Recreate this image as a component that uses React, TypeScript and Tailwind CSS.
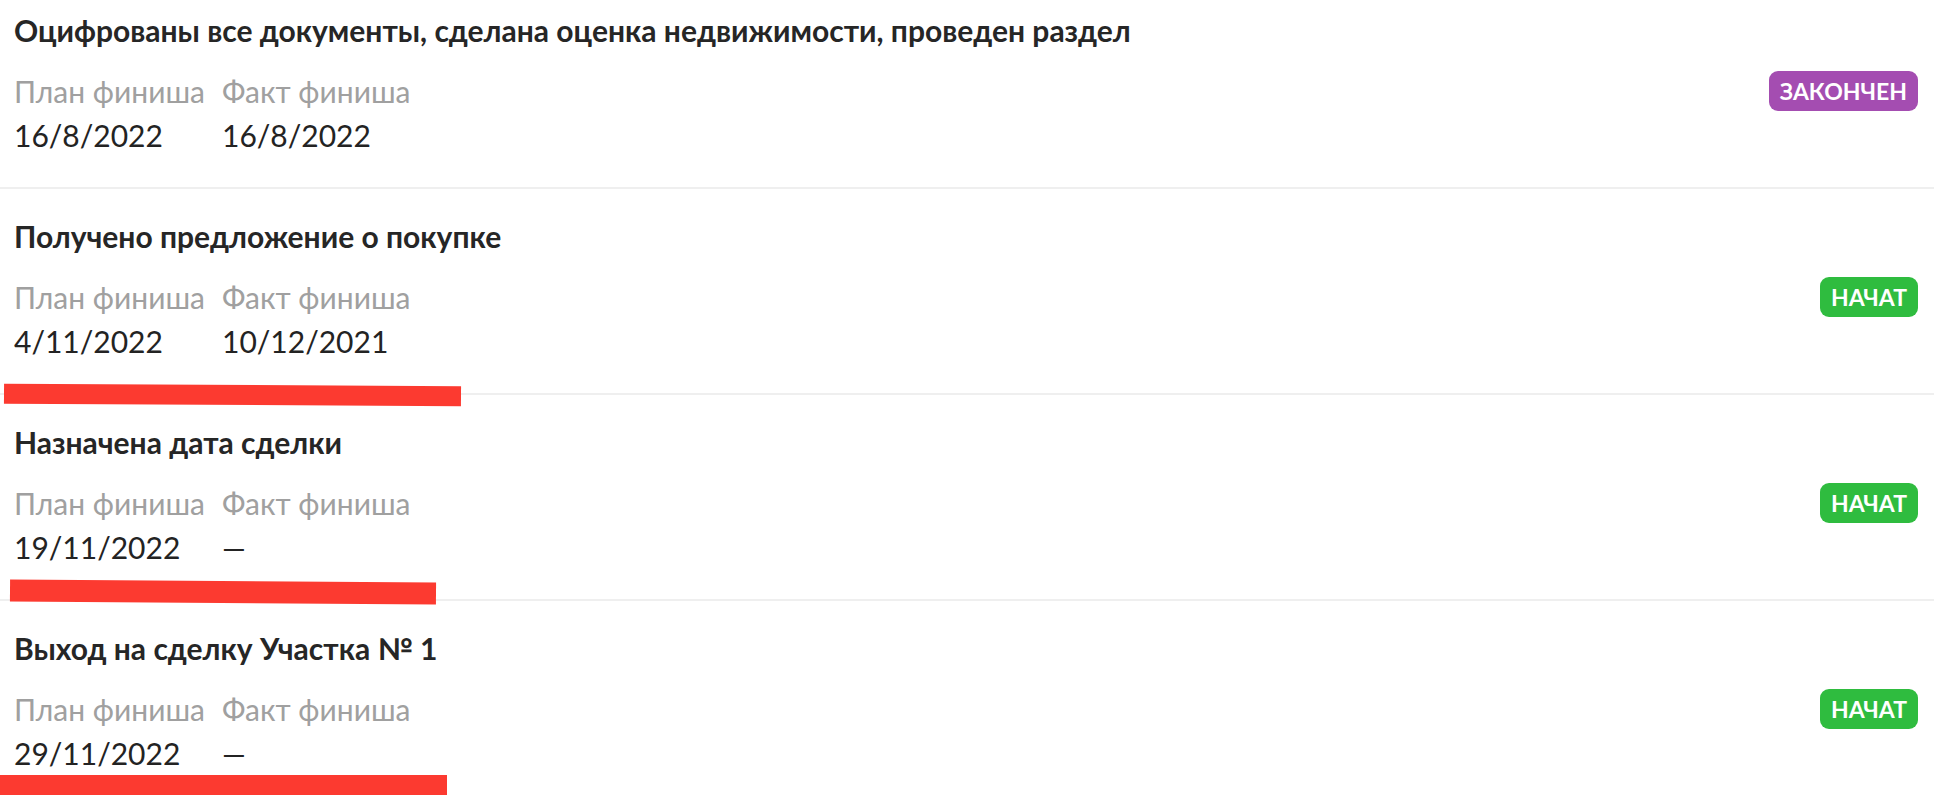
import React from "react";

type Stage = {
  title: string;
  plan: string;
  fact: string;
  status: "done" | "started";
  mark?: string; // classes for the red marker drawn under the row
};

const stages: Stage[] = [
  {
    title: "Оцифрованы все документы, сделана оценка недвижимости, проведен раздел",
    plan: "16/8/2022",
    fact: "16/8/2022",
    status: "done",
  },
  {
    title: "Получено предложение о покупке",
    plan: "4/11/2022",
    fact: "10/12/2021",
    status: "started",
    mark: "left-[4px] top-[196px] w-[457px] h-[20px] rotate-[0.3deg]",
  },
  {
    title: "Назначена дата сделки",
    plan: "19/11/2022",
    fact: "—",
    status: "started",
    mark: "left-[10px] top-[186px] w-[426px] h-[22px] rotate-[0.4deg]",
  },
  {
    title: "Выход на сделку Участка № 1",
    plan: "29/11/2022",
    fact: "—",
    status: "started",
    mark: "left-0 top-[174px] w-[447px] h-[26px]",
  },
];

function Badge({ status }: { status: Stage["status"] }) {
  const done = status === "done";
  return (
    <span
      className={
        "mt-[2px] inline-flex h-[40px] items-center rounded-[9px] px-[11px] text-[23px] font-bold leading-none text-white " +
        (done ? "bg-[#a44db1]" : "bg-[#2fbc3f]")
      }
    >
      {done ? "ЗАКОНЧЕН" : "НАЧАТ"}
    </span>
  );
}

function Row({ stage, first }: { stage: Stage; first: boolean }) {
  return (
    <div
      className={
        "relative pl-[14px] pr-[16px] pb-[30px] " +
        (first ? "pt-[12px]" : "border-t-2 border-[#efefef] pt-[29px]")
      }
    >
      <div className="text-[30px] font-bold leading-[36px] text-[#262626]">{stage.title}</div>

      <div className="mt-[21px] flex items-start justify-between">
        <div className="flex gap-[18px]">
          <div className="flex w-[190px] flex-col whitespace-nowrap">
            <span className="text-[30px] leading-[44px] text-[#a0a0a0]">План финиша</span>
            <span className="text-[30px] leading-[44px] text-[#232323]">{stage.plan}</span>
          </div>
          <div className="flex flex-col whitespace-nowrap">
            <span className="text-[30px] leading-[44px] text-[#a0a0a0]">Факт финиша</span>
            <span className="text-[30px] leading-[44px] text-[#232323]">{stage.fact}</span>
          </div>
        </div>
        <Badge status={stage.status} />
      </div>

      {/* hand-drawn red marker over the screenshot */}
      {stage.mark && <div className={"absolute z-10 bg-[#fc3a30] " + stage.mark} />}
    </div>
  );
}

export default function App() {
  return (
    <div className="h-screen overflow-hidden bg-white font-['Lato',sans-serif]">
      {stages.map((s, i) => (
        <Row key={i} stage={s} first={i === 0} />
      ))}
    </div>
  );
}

# # #

EXERCISE: Repeat the listing in full and exactly. Do not include any images.

EXERCISE OUTPUT:
Recreate this image as a component that uses React, TypeScript and Tailwind CSS.
import React from "react";

type Stage = {
  title: string;
  plan: string;
  fact: string;
  status: "done" | "started";
  mark?: string; // classes for the red marker drawn under the row
};

const stages: Stage[] = [
  {
    title: "Оцифрованы все документы, сделана оценка недвижимости, проведен раздел",
    plan: "16/8/2022",
    fact: "16/8/2022",
    status: "done",
  },
  {
    title: "Получено предложение о покупке",
    plan: "4/11/2022",
    fact: "10/12/2021",
    status: "started",
    mark: "left-[4px] top-[196px] w-[457px] h-[20px] rotate-[0.3deg]",
  },
  {
    title: "Назначена дата сделки",
    plan: "19/11/2022",
    fact: "—",
    status: "started",
    mark: "left-[10px] top-[186px] w-[426px] h-[22px] rotate-[0.4deg]",
  },
  {
    title: "Выход на сделку Участка № 1",
    plan: "29/11/2022",
    fact: "—",
    status: "started",
    mark: "left-0 top-[174px] w-[447px] h-[26px]",
  },
];

function Badge({ status }: { status: Stage["status"] }) {
  const done = status === "done";
  return (
    <span
      className={
        "mt-[2px] inline-flex h-[40px] items-center rounded-[9px] px-[11px] text-[23px] font-bold leading-none text-white " +
        (done ? "bg-[#a44db1]" : "bg-[#2fbc3f]")
      }
    >
      {done ? "ЗАКОНЧЕН" : "НАЧАТ"}
    </span>
  );
}

function Row({ stage, first }: { stage: Stage; first: boolean }) {
  return (
    <div
      className={
        "relative pl-[14px] pr-[16px] pb-[30px] " +
        (first ? "pt-[12px]" : "border-t-2 border-[#efefef] pt-[29px]")
      }
    >
      <div className="text-[30px] font-bold leading-[36px] text-[#262626]">{stage.title}</div>

      <div className="mt-[21px] flex items-start justify-between">
        <div className="flex gap-[18px]">
          <div className="flex w-[190px] flex-col whitespace-nowrap">
            <span className="text-[30px] leading-[44px] text-[#a0a0a0]">План финиша</span>
            <span className="text-[30px] leading-[44px] text-[#232323]">{stage.plan}</span>
          </div>
          <div className="flex flex-col whitespace-nowrap">
            <span className="text-[30px] leading-[44px] text-[#a0a0a0]">Факт финиша</span>
            <span className="text-[30px] leading-[44px] text-[#232323]">{stage.fact}</span>
          </div>
        </div>
        <Badge status={stage.status} />
      </div>

      {/* hand-drawn red marker over the screenshot */}
      {stage.mark && <div className={"absolute z-10 bg-[#fc3a30] " + stage.mark} />}
    </div>
  );
}

export default function App() {
  return (
    <div className="h-screen overflow-hidden bg-white font-['Lato',sans-serif]">
      {stages.map((s, i) => (
        <Row key={i} stage={s} first={i === 0} />
      ))}
    </div>
  );
}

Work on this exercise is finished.